/---

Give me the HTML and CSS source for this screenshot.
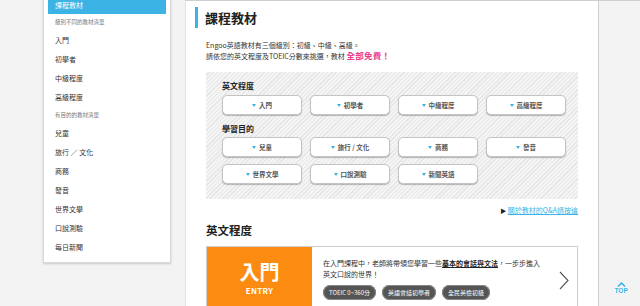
FILE: index.html
```html
<!DOCTYPE html>
<html lang="zh-Hant">
<head>
<meta charset="utf-8">
<title>課程教材</title>
<link rel="stylesheet" href="styles.css">
</head>
<body>
<div class="page">
  <aside class="side">
    <div class="side-active">課程教材</div>
    <div class="side-head">級別不同的教材清單</div>
    <div class="side-item">入門</div>
    <div class="side-item">初學者</div>
    <div class="side-item">中級程度</div>
    <div class="side-item">高級程度</div>
    <div class="side-head">有目的的教材清單</div>
    <div class="side-item">兒童</div>
    <div class="side-item">旅行 ／ 文化</div>
    <div class="side-item">商務</div>
    <div class="side-item">發音</div>
    <div class="side-item">世界文學</div>
    <div class="side-item">口說測驗</div>
    <div class="side-item">每日新聞</div>
  </aside>
  <div class="stage">
    <main class="main">
      <h1 class="title">課程教材</h1>
      <p class="desc">Engoo英語教材有三個級別：初級、中級、高級。<br>請依您的英文程度及TOEIC分數來挑選，教材 <strong class="free">全部免費！</strong></p>
      <section class="filter">
        <div class="filter-label">英文程度</div>
        <div class="btn-grid">
          <a class="btn">入門</a>
          <a class="btn">初學者</a>
          <a class="btn">中級程度</a>
          <a class="btn">高級程度</a>
        </div>
        <div class="filter-label label-2">學習目的</div>
        <div class="btn-grid">
          <a class="btn">兒童</a>
          <a class="btn">旅行 / 文化</a>
          <a class="btn">商務</a>
          <a class="btn">發音</a>
          <a class="btn">世界文學</a>
          <a class="btn">口說測驗</a>
          <a class="btn">新聞英語</a>
        </div>
      </section>
      <div class="qa"><span class="qa-arrow">▶</span> <a class="qa-link">關於教材的Q&amp;A請按這</a></div>
      <h2 class="sub">英文程度</h2>
      <div class="card">
        <div class="card-badge">
          <div class="badge-main">入門</div>
          <div class="badge-en">ENTRY</div>
        </div>
        <div class="card-body">
          <p class="card-text">在入門課程中，老師將帶領您學習一些<b class="em">基本的會話與文法</b>，一步步進入<br>英文口說的世界！</p>
          <div class="tags">
            <span class="tag">TOEIC 0~360分</span>
            <span class="tag">英語會話初學者</span>
            <span class="tag">全民英檢初級</span>
          </div>
        </div>
        <svg class="chev" width="10" height="19" viewBox="0 0 10 19"><polyline points="1,1 9,9.5 1,18" fill="none" stroke="#555" stroke-width="1.1"/></svg>
      </div>
    </main>
    <div class="gutter"></div>
  </div>
</div>
<a class="top"><svg width="9" height="5" viewBox="0 0 9 5"><polyline points="1,4.5 4.5,1 8,4.5" fill="none" stroke="#3bb4e5" stroke-width="1.6"/></svg><span>TOP</span></a>
</body>
</html>
```
FILE: styles.css
```css
* { box-sizing: border-box; }
html, body { margin: 0; padding: 0; }
body {
  width: 640px;
  height: 306px;
  overflow: hidden;
  background: #f3f3f3;
  font-family: "Noto Sans CJK TC", "Noto Sans", sans-serif;
  color: #333;
}
.page {
  display: flex;
  align-items: flex-start;
  height: 306px;
}
.side {
  margin-left: 43px;
  width: 128px;
  background: #fff;
  border: 1px solid #d9d9d9;
  border-top: none;
  box-shadow: 0 1px 2px rgba(0,0,0,0.18);
  padding: 0 4px 5px;
}
.side-active {
  height: 14px;
  background: #3bb4e5;
  color: #fff;
  font-size: 7px;
  line-height: 10px;
  padding-left: 7px;
}
.side-head {
  font-size: 5.5px;
  color: #777;
  line-height: 17px;
  padding-left: 7px;
}
.side-item {
  font-size: 7px;
  line-height: 19px;
  padding-left: 7px;
  color: #333;
}
.stage {
  margin-left: 14px;
  flex: 1;
  display: flex;
  height: 306px;
  border-top: 1px solid #cfcfcf;
}
.main {
  width: 414px;
  height: 305px;
  overflow: hidden;
  background: #fff;
  border-left: 1px solid #e2e2e2;
  border-right: 1px solid #cfcfcf;
  padding: 6px 20px 0 20px;
}
.gutter { flex: 1; }
.title {
  margin: 0 0 0 -11px;
  border-left: 3px solid #3bb4e5;
  padding-left: 7px;
  font-size: 13px;
  line-height: 21px;
  font-weight: bold;
  color: #222;
}
.desc {
  margin: 12px 0 0;
  font-size: 7px;
  line-height: 10px;
  color: #333;
}
.free {
  color: #ea3a8c;
  font-size: 8.5px;
  font-weight: bold;
  letter-spacing: 0.3px;
}
.filter {
  margin-top: 11px;
  padding: 9px 12px 15px 16px;
  background: repeating-linear-gradient(-45deg, #f4f4f4 0, #f4f4f4 2px, #e6e6e6 2px, #e6e6e6 3px);
}
.filter-label {
  font-size: 8px;
  line-height: 10px;
  font-weight: bold;
  color: #222;
  margin-bottom: 4px;
}
.label-2 { margin-top: 9px; margin-bottom: 3px; }
.btn-grid {
  display: grid;
  grid-template-columns: repeat(4, 80px);
  column-gap: 8px;
  row-gap: 7px;
}
.btn {
  display: flex;
  align-items: center;
  justify-content: center;
  height: 20px;
  background: #fff;
  border: 1px solid #c4c4c4;
  border-radius: 5px;
  box-shadow: 0 1px 1px rgba(0,0,0,0.25);
  font-size: 6.5px;
  font-weight: bold;
  color: #555;
}
.btn::before {
  content: "";
  width: 0;
  height: 0;
  border-left: 2.8px solid transparent;
  border-right: 2.8px solid transparent;
  border-top: 3.5px solid #3bb4e5;
  margin-right: 3px;
}
.qa {
  margin-top: 6px;
  text-align: right;
  font-size: 7px;
  line-height: 10px;
}
.qa-arrow { color: #222; font-size: 6px; }
.qa-link {
  color: #3bb4e5;
  text-decoration: underline;
}
.sub {
  margin: 7px 0 0;
  font-size: 11.5px;
  line-height: 14px;
  font-weight: bold;
  color: #222;
}
.card {
  margin-top: 9px;
  display: flex;
  align-items: flex-start;
  border: 1px solid #cdcdcd;
  border-bottom: none;
  height: 63px;
}
.card-badge {
  width: 105px;
  height: 62px;
  background: #fb8c11;
  color: #fff;
  text-align: center;
  padding-top: 14px;
}
.badge-main {
  font-size: 20px;
  line-height: 22px;
  font-weight: bold;
}
.badge-en {
  margin-top: 3px;
  font-size: 8px;
  line-height: 10px;
  font-weight: bold;
  letter-spacing: 0.3px;
}
.card-body {
  flex: 1;
  padding: 11px 0 0 11px;
}
.card-text {
  margin: 0;
  font-size: 7px;
  line-height: 11px;
  color: #333;
}
.em {
  text-decoration: underline;
  color: #222;
}
.tags {
  margin-top: 5px;
  display: flex;
  gap: 6px;
}
.tag {
  height: 15px;
  line-height: 15px;
  padding: 0 6px;
  background: #555;
  color: #fff;
  border-radius: 8px;
  font-size: 6px;
  box-shadow: 0 0 0 1px #888 inset;
}
.chev {
  margin: 24px 8px 0 0;
}
.top {
  position: fixed;
  right: 12px;
  bottom: 12px;
  display: flex;
  flex-direction: column;
  align-items: center;
  color: #3bb4e5;
  font-family: "Liberation Sans", sans-serif;
  font-weight: bold;
  font-size: 6.5px;
  line-height: 7px;
}
```
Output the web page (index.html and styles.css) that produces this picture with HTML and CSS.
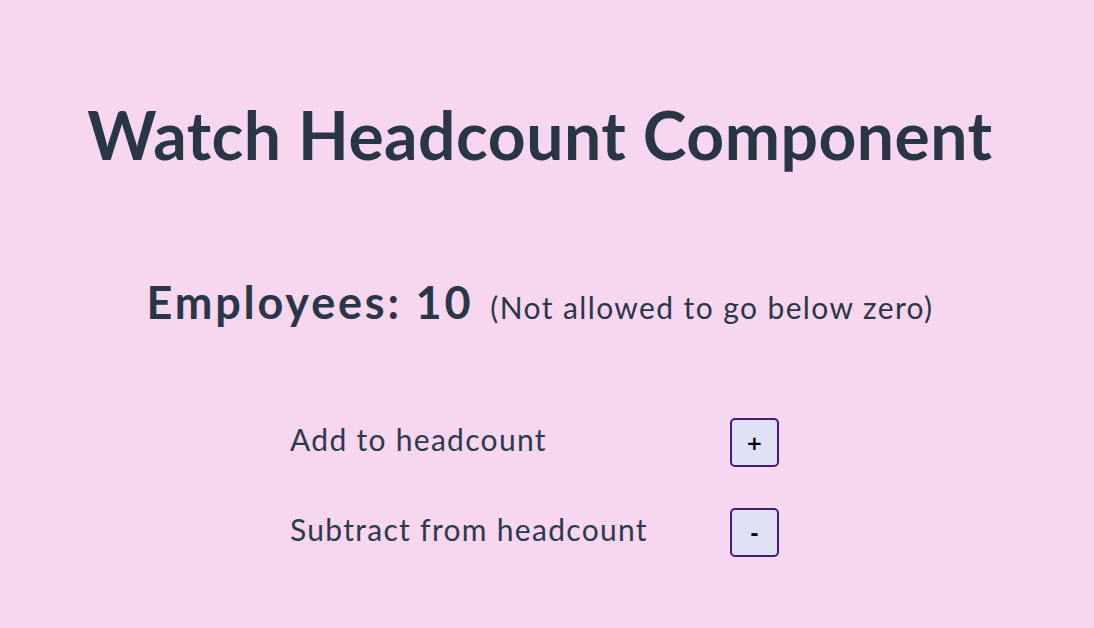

\---

TASK DESCRIPTION →
Return a copy of every line that includes the word "index".

ANSWER TO THE PROBLEM →
FILE: index.html
Output the web page (index.html and styles.css) that produces this picture with HTML and CSS.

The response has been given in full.